Problem details: Find every line in the records that holds the string "this". Copy each one.
--- start Given information ---
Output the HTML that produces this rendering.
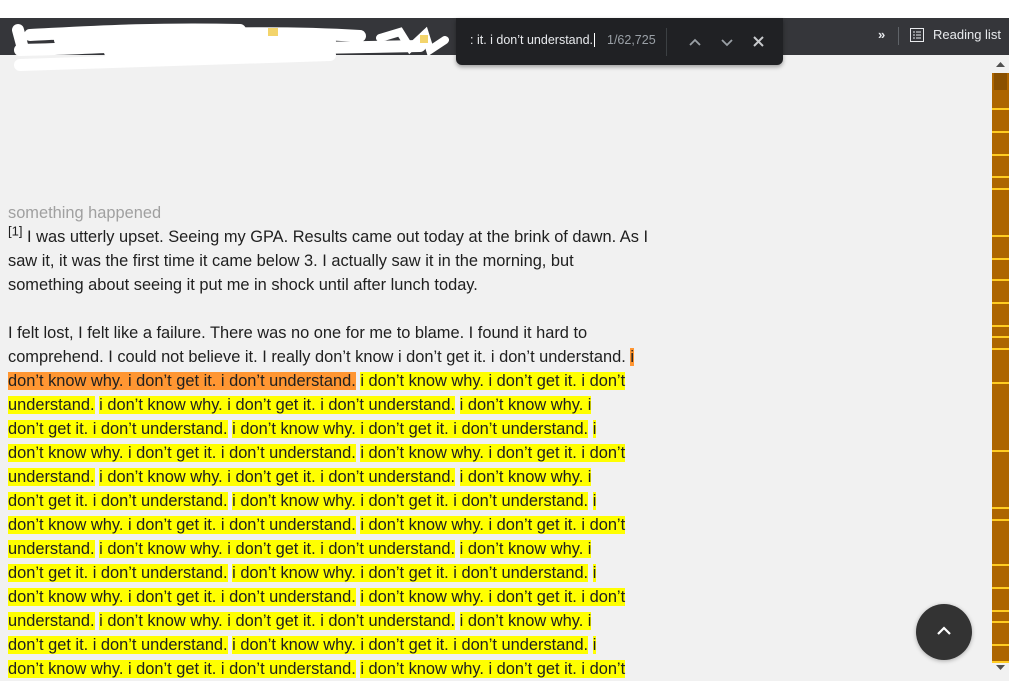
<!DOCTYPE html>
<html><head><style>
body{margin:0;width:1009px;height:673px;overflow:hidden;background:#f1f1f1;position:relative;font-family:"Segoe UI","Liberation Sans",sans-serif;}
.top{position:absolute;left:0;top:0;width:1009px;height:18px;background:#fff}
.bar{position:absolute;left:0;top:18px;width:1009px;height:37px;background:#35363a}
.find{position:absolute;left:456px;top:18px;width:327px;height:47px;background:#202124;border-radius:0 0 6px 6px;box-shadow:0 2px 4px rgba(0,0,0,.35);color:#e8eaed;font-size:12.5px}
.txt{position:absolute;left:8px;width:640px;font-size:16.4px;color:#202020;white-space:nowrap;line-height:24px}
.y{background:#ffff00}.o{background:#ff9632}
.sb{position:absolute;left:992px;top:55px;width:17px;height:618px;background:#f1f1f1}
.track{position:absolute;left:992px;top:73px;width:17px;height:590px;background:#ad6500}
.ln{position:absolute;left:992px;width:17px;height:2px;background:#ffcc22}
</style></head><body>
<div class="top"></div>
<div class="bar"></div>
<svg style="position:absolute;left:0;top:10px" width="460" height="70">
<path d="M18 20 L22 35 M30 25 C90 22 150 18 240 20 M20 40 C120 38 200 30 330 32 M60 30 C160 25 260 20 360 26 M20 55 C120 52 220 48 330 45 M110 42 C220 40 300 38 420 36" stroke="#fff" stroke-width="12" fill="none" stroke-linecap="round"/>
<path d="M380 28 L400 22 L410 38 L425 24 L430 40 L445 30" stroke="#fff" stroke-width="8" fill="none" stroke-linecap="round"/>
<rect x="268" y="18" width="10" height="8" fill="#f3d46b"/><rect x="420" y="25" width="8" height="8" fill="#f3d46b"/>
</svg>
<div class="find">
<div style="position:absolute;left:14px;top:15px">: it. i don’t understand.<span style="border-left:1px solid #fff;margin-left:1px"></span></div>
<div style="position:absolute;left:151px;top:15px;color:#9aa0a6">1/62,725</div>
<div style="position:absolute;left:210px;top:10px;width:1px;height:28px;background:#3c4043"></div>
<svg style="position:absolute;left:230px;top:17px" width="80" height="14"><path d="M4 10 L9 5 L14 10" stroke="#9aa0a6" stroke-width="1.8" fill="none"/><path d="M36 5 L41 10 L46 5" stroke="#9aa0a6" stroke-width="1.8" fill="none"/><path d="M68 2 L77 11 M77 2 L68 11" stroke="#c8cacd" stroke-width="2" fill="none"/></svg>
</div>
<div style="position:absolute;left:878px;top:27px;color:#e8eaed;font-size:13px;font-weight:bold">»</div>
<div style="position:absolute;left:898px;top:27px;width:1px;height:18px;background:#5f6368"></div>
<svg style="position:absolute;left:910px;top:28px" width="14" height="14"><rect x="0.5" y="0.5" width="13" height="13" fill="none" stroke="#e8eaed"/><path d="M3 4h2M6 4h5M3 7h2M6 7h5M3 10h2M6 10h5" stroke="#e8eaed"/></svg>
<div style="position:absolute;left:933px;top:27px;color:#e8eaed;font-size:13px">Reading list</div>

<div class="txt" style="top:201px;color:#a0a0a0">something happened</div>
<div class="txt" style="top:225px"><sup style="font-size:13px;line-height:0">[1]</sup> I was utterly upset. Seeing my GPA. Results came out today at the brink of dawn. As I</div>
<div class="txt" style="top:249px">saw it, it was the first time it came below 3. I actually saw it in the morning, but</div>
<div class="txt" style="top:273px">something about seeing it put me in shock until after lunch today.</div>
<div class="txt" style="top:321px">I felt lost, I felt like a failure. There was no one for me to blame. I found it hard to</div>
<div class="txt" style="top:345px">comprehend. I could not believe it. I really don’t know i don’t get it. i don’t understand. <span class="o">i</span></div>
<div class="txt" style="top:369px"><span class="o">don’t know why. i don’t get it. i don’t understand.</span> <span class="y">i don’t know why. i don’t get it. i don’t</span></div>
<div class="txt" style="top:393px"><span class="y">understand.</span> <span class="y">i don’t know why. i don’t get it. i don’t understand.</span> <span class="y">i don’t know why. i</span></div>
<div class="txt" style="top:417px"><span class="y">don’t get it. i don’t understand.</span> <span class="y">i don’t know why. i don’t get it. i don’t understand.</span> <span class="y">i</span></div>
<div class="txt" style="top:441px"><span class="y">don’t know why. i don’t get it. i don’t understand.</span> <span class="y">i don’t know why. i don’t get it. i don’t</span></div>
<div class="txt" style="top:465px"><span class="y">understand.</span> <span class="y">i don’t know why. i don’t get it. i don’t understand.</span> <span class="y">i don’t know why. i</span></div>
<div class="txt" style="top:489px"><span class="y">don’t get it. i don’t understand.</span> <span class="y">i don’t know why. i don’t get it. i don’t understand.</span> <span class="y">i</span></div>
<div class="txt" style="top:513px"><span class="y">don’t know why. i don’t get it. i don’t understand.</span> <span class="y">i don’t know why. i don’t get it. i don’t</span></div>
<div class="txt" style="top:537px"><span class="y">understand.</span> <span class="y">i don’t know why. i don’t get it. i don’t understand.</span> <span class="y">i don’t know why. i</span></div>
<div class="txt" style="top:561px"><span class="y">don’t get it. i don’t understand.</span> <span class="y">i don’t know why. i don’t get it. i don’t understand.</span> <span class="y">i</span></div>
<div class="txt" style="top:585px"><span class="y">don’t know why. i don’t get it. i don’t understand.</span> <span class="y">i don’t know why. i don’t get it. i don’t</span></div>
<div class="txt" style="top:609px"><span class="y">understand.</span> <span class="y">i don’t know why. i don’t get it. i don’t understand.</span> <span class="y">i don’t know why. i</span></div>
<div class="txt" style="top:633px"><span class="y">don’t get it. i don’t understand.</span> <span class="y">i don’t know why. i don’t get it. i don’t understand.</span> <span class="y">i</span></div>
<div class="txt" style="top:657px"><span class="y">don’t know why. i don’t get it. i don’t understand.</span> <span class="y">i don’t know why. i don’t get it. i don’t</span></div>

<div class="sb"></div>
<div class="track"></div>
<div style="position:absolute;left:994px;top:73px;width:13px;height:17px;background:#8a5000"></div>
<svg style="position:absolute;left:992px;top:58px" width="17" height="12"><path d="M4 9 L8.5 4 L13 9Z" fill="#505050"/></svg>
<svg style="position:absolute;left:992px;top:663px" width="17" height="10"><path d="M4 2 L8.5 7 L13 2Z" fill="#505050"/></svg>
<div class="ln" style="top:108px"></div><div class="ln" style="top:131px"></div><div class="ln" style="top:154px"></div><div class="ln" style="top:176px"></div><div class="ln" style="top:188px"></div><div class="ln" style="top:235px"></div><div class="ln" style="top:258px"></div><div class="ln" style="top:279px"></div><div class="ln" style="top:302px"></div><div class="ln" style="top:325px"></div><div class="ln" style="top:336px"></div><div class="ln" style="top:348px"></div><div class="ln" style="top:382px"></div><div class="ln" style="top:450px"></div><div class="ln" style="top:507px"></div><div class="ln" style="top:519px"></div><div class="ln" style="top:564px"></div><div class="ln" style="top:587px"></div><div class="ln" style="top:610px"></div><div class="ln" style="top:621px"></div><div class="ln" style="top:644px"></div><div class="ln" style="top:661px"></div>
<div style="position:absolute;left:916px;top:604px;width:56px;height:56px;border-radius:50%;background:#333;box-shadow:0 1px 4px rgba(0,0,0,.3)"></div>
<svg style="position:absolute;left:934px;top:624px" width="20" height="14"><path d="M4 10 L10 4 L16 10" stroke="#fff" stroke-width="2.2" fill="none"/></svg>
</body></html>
--- end Given information ---
--- start Given information ---
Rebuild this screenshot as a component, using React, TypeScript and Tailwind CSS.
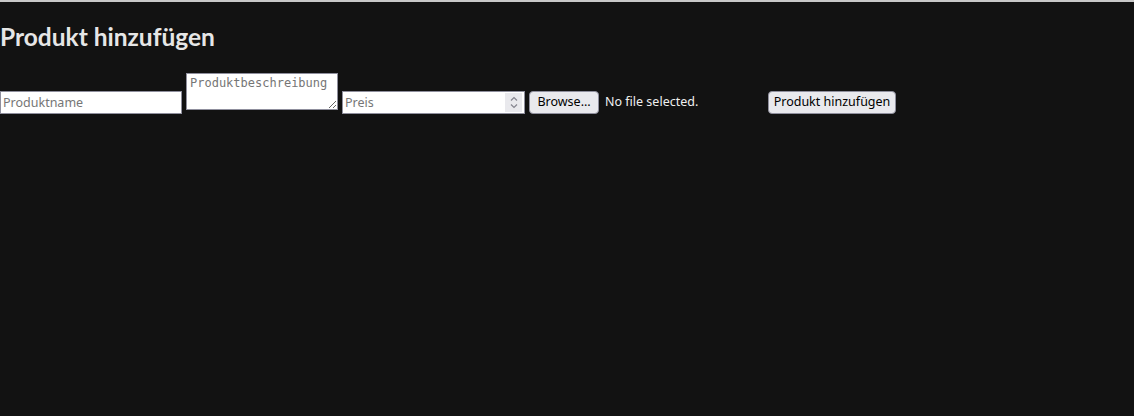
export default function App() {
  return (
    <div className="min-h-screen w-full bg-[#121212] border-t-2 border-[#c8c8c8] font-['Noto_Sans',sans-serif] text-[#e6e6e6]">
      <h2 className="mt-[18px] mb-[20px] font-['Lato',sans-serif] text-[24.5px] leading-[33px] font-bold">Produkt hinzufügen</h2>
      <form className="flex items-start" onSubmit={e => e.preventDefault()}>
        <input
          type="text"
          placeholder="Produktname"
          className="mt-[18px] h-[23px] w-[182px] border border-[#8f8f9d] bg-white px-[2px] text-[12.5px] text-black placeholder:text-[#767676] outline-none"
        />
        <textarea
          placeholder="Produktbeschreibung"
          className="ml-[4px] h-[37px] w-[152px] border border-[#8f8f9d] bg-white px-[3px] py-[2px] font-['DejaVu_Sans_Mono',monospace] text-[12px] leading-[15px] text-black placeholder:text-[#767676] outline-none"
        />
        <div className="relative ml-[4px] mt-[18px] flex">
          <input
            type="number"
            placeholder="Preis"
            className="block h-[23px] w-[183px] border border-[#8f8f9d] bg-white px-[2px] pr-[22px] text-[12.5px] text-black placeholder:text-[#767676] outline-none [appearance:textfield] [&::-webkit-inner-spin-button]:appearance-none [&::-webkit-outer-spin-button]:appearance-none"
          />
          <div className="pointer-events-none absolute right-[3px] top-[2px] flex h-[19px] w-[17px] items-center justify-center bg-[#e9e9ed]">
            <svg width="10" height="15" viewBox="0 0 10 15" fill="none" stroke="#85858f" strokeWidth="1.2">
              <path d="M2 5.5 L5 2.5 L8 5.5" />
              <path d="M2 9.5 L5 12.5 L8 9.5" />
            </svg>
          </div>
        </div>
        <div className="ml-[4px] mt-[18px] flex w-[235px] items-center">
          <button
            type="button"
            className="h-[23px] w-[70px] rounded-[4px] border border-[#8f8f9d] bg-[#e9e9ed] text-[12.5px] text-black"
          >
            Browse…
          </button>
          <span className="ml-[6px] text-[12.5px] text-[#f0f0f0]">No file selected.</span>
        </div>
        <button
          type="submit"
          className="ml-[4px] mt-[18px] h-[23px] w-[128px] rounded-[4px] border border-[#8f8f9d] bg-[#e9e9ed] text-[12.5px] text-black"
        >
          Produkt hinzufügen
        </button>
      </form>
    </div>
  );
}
--- end Given information ---
Solution:
Output the HTML that produces this rendering.
Rebuild this screenshot as a component, using React, TypeScript and Tailwind CSS.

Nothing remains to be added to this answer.